Katzenbach & Smith (1992) show that merely calling a group of people a team does not make it one. This was a key point of the reading that stuck with me, and has stuck with me throughout the week because it got me thinking about how important the group members will be that are in my group for the mikes bikes simulation. I came to the conclusion that I was placed in a group with people that had similar goals and work attitude to me then there would be a much higher chance of us forming a functional team.

Now, at the end of the week, the groups have been assigned and I can honestly say that I believe if what Katzenbach & Smith (1992) said about groups becoming teams is true, then we will in no time be a highly productive team. We all have similar goals, work ethics and interests, which will allow us to effectively bridge the gap between groups and teams.

Another section of this week’s reading I found interesting was the complimentary skills mentioned in Katzenbach & Smith (1992)’s reading.

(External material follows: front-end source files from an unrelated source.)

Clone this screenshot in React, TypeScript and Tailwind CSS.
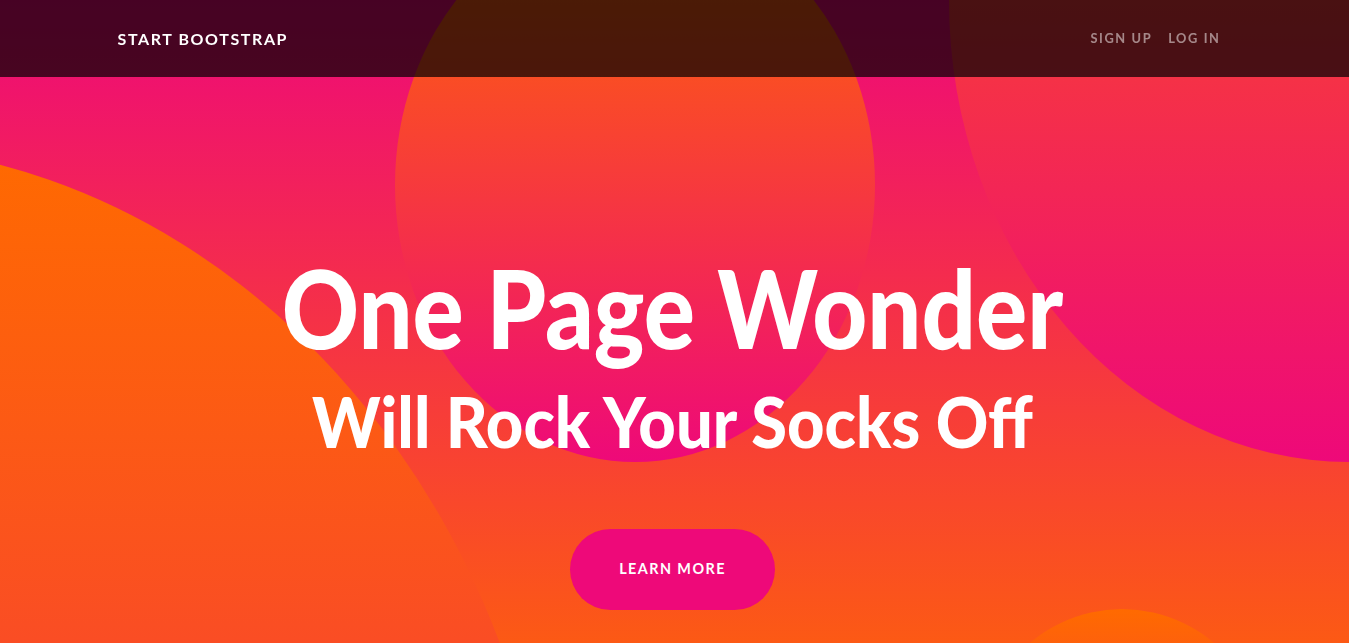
import { useState } from 'react';

// ── Nav data ────────────────────────────────────────────────
const NAV_LINKS = ['Sign Up', 'Log In'];

// ── Navbar (fixed over the masthead) ───────────────────────
function Navbar() {
  return (
    <nav className="fixed inset-x-0 top-0 z-20 h-[77px] bg-black/70">
      <div className="mx-auto flex h-full max-w-[1140px] items-center justify-between pl-[13px] pr-[16px]">
        <a
          href="#"
          className="text-[16px] font-bold uppercase tracking-[0.1rem] text-white"
        >
          Start Bootstrap
        </a>
        <ul className="flex items-center">
          {NAV_LINKS.map((label) => (
            <li key={label}>
              <a
                href="#"
                className="block px-2 text-[12.8px] font-bold uppercase tracking-[0.1rem] text-white/50"
              >
                {label}
              </a>
            </li>
          ))}
        </ul>
      </div>
    </nav>
  );
}

// ── Masthead ────────────────────────────────────────────────
function Masthead() {
  const [hover, setHover] = useState(false);

  return (
    <header className="relative h-[776px] overflow-hidden bg-linear-to-t/srgb from-[#ff6a00] to-[#ee0979]">
      {/* background circles */}
      <div className="absolute left-[-880px] top-[144px] h-[1664px] w-[1440px] rounded-[50%] bg-linear-to-b/srgb from-[#ff6a00] to-[#ee0979]" />
      <div className="absolute left-[949px] top-[-462px] h-[924px] w-[800px] rounded-[50%] bg-linear-to-b/srgb from-[#ff6a00] to-[#ee0979]" />
      <div className="absolute left-[962px] top-[609px] h-[370px] w-[320px] rounded-[50%] bg-linear-to-b/srgb from-[#ff6a00] to-[#ee0979]" />
      <div className="absolute left-[395px] top-[-92px] h-[554px] w-[480px] rounded-[50%] bg-linear-to-b/srgb from-[#ff6a00] to-[#ee0979]" />

      {/* content */}
      <div className="relative z-10 flex flex-col items-center pr-[4px] pt-[260px] text-center text-white">
        <h1 className="scale-y-[1.14] text-[95.5px] font-black leading-none">
          One Page Wonder
        </h1>
        <h2 className="mt-[33px] scale-y-[1.08] text-[65px] font-black leading-none">
          Will Rock Your Socks Off
        </h2>
        <a
          href="#"
          onMouseEnter={() => setHover(true)}
          onMouseLeave={() => setHover(false)}
          className={`mt-[75px] flex h-[81px] w-[205px] items-center justify-center rounded-full text-[14.4px] font-bold uppercase tracking-[0.1em] text-white ${hover ? 'bg-[#d60a6c]' : 'bg-[#ee0979]'}`}
        >
          Learn More
        </a>
      </div>
    </header>
  );
}

export default function App() {
  return (
    <div className="min-h-screen font-['Lato',sans-serif]">
      <Navbar />
      <Masthead />
    </div>
  );
}
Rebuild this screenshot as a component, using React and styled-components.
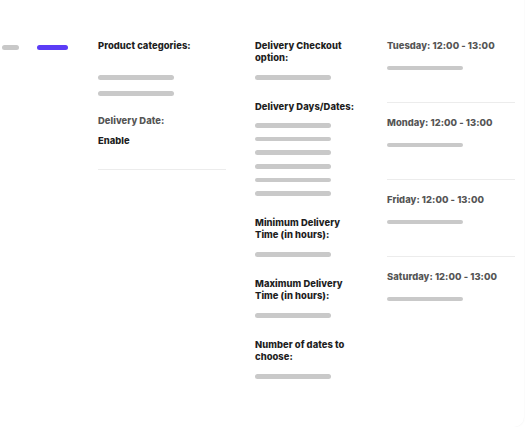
import React from "react";
import styled, { createGlobalStyle } from "styled-components";

const Global = createGlobalStyle`
  html, body { margin: 0; padding: 0; background: #fff; }
  body { font-family: Inter, "Noto Sans", "Liberation Sans", sans-serif; }
`;

const Card = styled.div`
  box-sizing: border-box;
  width: 534px;
  height: 437px;
  margin: -10px 0 0 -10px;
  border-radius: 10px;
  background: #fff;
  box-shadow: 0 0 2px rgba(0, 0, 0, 0.07);
  padding: 50px 0 0 12px;
  display: flex;
  align-items: flex-start;
`;

const Nav = styled.div`
  display: flex;
  align-items: center;
  gap: 18px;
  width: 96px;
  margin-top: 5px;
`;

const NavPill = styled.div`
  height: 5px;
  width: ${(p) => p.$w}px;
  border-radius: 3px;
  background: ${(p) => (p.$active ? "#5b3cf6" : "#c8c8c8")};
`;

const Column = styled.div`
  display: flex;
  flex-direction: column;
  width: ${(p) => p.$w}px;
  margin-right: ${(p) => p.$mr || 0}px;
`;

const Label = styled.div`
  font-size: 9.4px;
  line-height: 12px;
  font-weight: 800;
  letter-spacing: 0.05px;
  color: ${(p) => (p.$muted ? "#555" : "#1e1e1e")};
  margin-top: ${(p) => p.$mt || 0}px;
`;

const Bar = styled.div`
  width: 76px;
  height: 4.5px;
  border-radius: 3px;
  background: #c9c9c9;
  margin-top: ${(p) => p.$mt || 0}px;
`;

const Divider = styled.div`
  height: 1px;
  background: #ececec;
  margin-top: ${(p) => p.$mt || 0}px;
`;

const Slot = styled.div`
  display: flex;
  flex-direction: column;
`;

const slots = [
  "Tuesday: 12:00 - 13:00",
  "Monday: 12:00 - 13:00",
  "Friday: 12:00 - 13:00",
  "Saturday: 12:00 - 13:00",
];

export default function App() {
  return (
    <>
      <Global />
      <Card>
        <Nav>
          <NavPill $w={17} />
          <NavPill $w={31} $active />
        </Nav>
        <Column $w={128} $mr={29}>
          <Label>Product categories:</Label>
          <Bar $mt={23} />
          <Bar $mt={11.5} />
          <Label $muted $mt={19.5}>Delivery Date:</Label>
          <Label $mt={8}>Enable</Label>
          <Divider $mt={22} />
        </Column>
        <Column $w={132}>
          <Label>
            Delivery Checkout
            <br />
            option:
          </Label>
          <Bar $mt={11} />
          <Label $mt={21}>Delivery Days/Dates:</Label>
          <Bar $mt={10.5} />
          <Bar $mt={9.2} />
          <Bar $mt={9.2} />
          <Bar $mt={9.2} />
          <Bar $mt={9.2} />
          <Bar $mt={9.2} />
          <Label $mt={21}>
            Minimum Delivery
            <br />
            Time (in hours):
          </Label>
          <Bar $mt={11.5} />
          <Label $mt={21}>
            Maximum Delivery
            <br />
            Time (in hours):
          </Label>
          <Bar $mt={11.5} />
          <Label $mt={21.5}>
            Number of dates to
            <br />
            choose:
          </Label>
          <Bar $mt={11} />
        </Column>
        <Column $w={128}>
          {slots.map((s, i) => (
            <Slot key={s}>
              {i > 0 && <Divider $mt={31.5} />}
              <Label $muted $mt={i > 0 ? 14.5 : 0}>
                {s}
              </Label>
              <Bar $mt={13.5} />
            </Slot>
          ))}
        </Column>
      </Card>
    </>
  );
}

They broke this up into three sections, Technical expertise, problem solving and decision making skills and Interpersonal skills. Katzenbach & Smith believe that effective teams have the right mix of all three of these aspects in order to be able to perform efficiently. From the position I am in, after the hour I have spent with my team, it is clear to me that we have a great deal of interpersonal skills, as for the other two on the list only time will tell.

Overall at this stage of the group work I am happy with the team I have been placed in and am looking forward to future experiences with them to see how we progress, either as a group, or as a team.

Katzenbach, J. R. & Smith, D. K. (1992). Why teams matterMcKinsey Quarterly, (3), 3--27


  1. Enjoyed reading your journal. Most of the things you mentioned were things that I also mentioned in my journal, meaning that we had similar experiences when it came to the groups that we had been assigned. I felt particularly nervous about my group as well, however, after we sat down and introduced ourselves, I think we will be a highly effective team too.

    Its great to see that you mentioned that you were feeling a bit apprehensive after reading the Katzenbach reading, but maybe you could have highlighted specifically on the points that made you feel that way. Understanding why you were feeling that way could help you solve those problems when they arise...if they arise, because you will be able to identify them and know how to deal with them.

    I am glad that you are happy with your new potential 'team' mates. Excellent work on your second journal.

  2. Your journal entry for this week was very similar to my own. Like yourself, I was also nervous about meeting my 'team' after reading the key readings for this week as the readings really did put pressure on what would make a group into a team. 

    I really enjoyed reading your journal as I thought it had a great level of emotion and also theory and your theory was backed up by your personal experiences. I feel that now that you have read about teams and been delegated a group to form a 'team' your understandings of the limitations that can arise are going to help you be an effective team member. Your journal shows that you have read and understood the text and also the way in which you have thought about it and written your journal in a way possesses the characteristics of reaching those higher stages of learning.

    Good luck with your team and your mikes bikes simulation!